Dans le podcast Tone Control, Clint Hocking dit avoir appris en travaillant sur Splinter Cell Chaos Theory que dans un jeu la vraisemblance de l’univers repose avant tout sur la cohérence de ses règles. Visiblement les petits gars de chez D-pad Studio n’ont pas travaillés sur Chaos Theory. Owlboy c’est la fête du slip du sans queue ni tête mécanique: les puzzles ont des règles qui changent à la volée, les personnages ennemis s’enfuient par des portes sur lesquels ils n’ont aucun pouvoir, les portes s’ouvrent et se ferment au bon vouloir des énigmes, certains interrupteurs sont sensibles au poids d’un seul personnage, d’autres à tous, bref le jeu ne fait pas beaucoup d’efforts autre que visuels pour rendre crédible l’univers qui nous est proposé. Et je ne vous ai même pas parlé du monde ouvert qui ne sert à rien. Mon cher Lecteur sais-tu à quoi l’on reconnait celui qui ne maîtrise pas son level design? Il met des téléporteurs partout. Dans Owlboy on ne téléporte pas que ses potes, on téléporte tout ce qui nous passe sous la main. Le joueur doit revenir dans une zone pour les besoins de l’histoire? Téléporteur. On a besoin d’un objet pour un puzzle? Téléporteur. Un personnage qui n’a rien à faire là doit intervenir? Téléporteur. Cette facilité pourrait encore être excusable dans un jeu linéaire mais dans un monde ouvert cela casse complètement l’intérêt principal de cette structure: la cohérence géographique de l’univers.
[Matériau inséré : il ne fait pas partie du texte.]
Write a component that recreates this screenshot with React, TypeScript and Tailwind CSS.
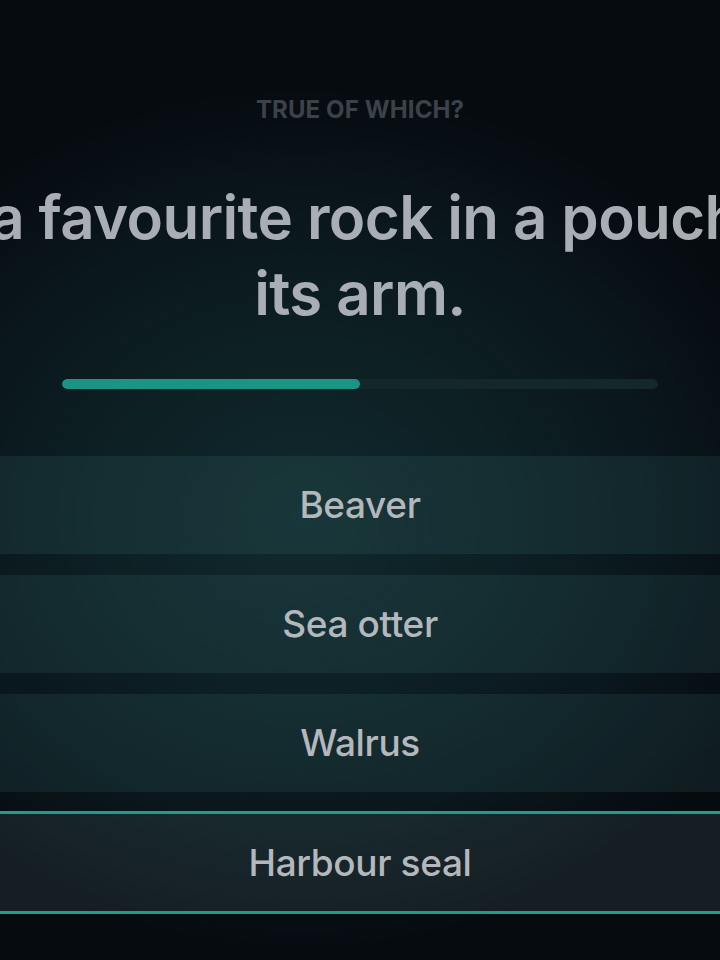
import React from "react";

const options = [
  { label: "Beaver", selected: false },
  { label: "Sea otter", selected: false },
  { label: "Walrus", selected: false },
  { label: "Harbour seal", selected: true },
];

export default function App() {
  return (
    <div
      className="relative w-[720px] h-[960px] overflow-hidden bg-[#05090e] bg-[radial-gradient(ellipse_70%_45%_at_42%_54%,#11292d_0%,#0d2024_40%,#0a171c_70%,#060b10_100%)] font-['Inter','Liberation_Sans',sans-serif]"
    >
      <div className="flex flex-col items-center pt-[95px]">
        <div className="h-[30px] text-[24px] leading-[30px] font-bold tracking-[0.005em] text-[#3b4349] whitespace-nowrap">
          TRUE OF WHICH?
        </div>
        <div className="mt-[54px] flex flex-col items-center text-[60px] leading-[76px] font-semibold text-[#a9adb4] tracking-[-0.01em]">
          <span className="block whitespace-nowrap">Keeps a favourite rock in a pouch under</span>
          <span className="block whitespace-nowrap">its arm.</span>
        </div>
        <div className="mt-[48px] w-[596px] h-[10px] rounded-full bg-[#14272b] overflow-hidden">
          <div className="h-full w-[298px] rounded-full bg-[#1a9483]" />
        </div>
      </div>
      <div className="mt-[67px] flex flex-col gap-[21px]">
        {options.map((o) =>
          o.selected ? (
            <div
              key={o.label}
              className="-mt-[2px] h-[103px] border-y-[3px] border-[#1f9c8a] bg-[rgba(130,170,175,0.12)] flex items-center justify-center text-[37px] font-medium tracking-[-0.01em] text-[#b4b8bc]"
            >
              {o.label}
            </div>
          ) : (
            <div
              key={o.label}
              className="h-[98px] bg-[rgba(80,160,160,0.12)] flex items-center justify-center text-[37px] font-medium tracking-[-0.01em] text-[#b4b8bc]"
            >
              {o.label}
            </div>
          )
        )}
      </div>
    </div>
  );
}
Ami Lecteur, je suis de bonne humeur alors je t’épargne la vitesse de vol arthritique du héros qui force l’utilisation permanente d’un dash sans autre utilité ou les puzzles qui préfèrent changer leur thème plutôt que leurs mécaniques. Car malgré tout, grâce à sa « thématisation merveilleuse », Owlboy n’est pas un mauvais jeu. C’est simplement l’oeuvre d’une équipe d’artistes de grand talent mais de game designers médiocres. Et c’est ma foi plutôt pas mal pour un premier projet. Ce qui est réellement atterrant, c’est de voir ta misérable personne et la quasi totalité de la critique ludique mondiale se contenter de ça.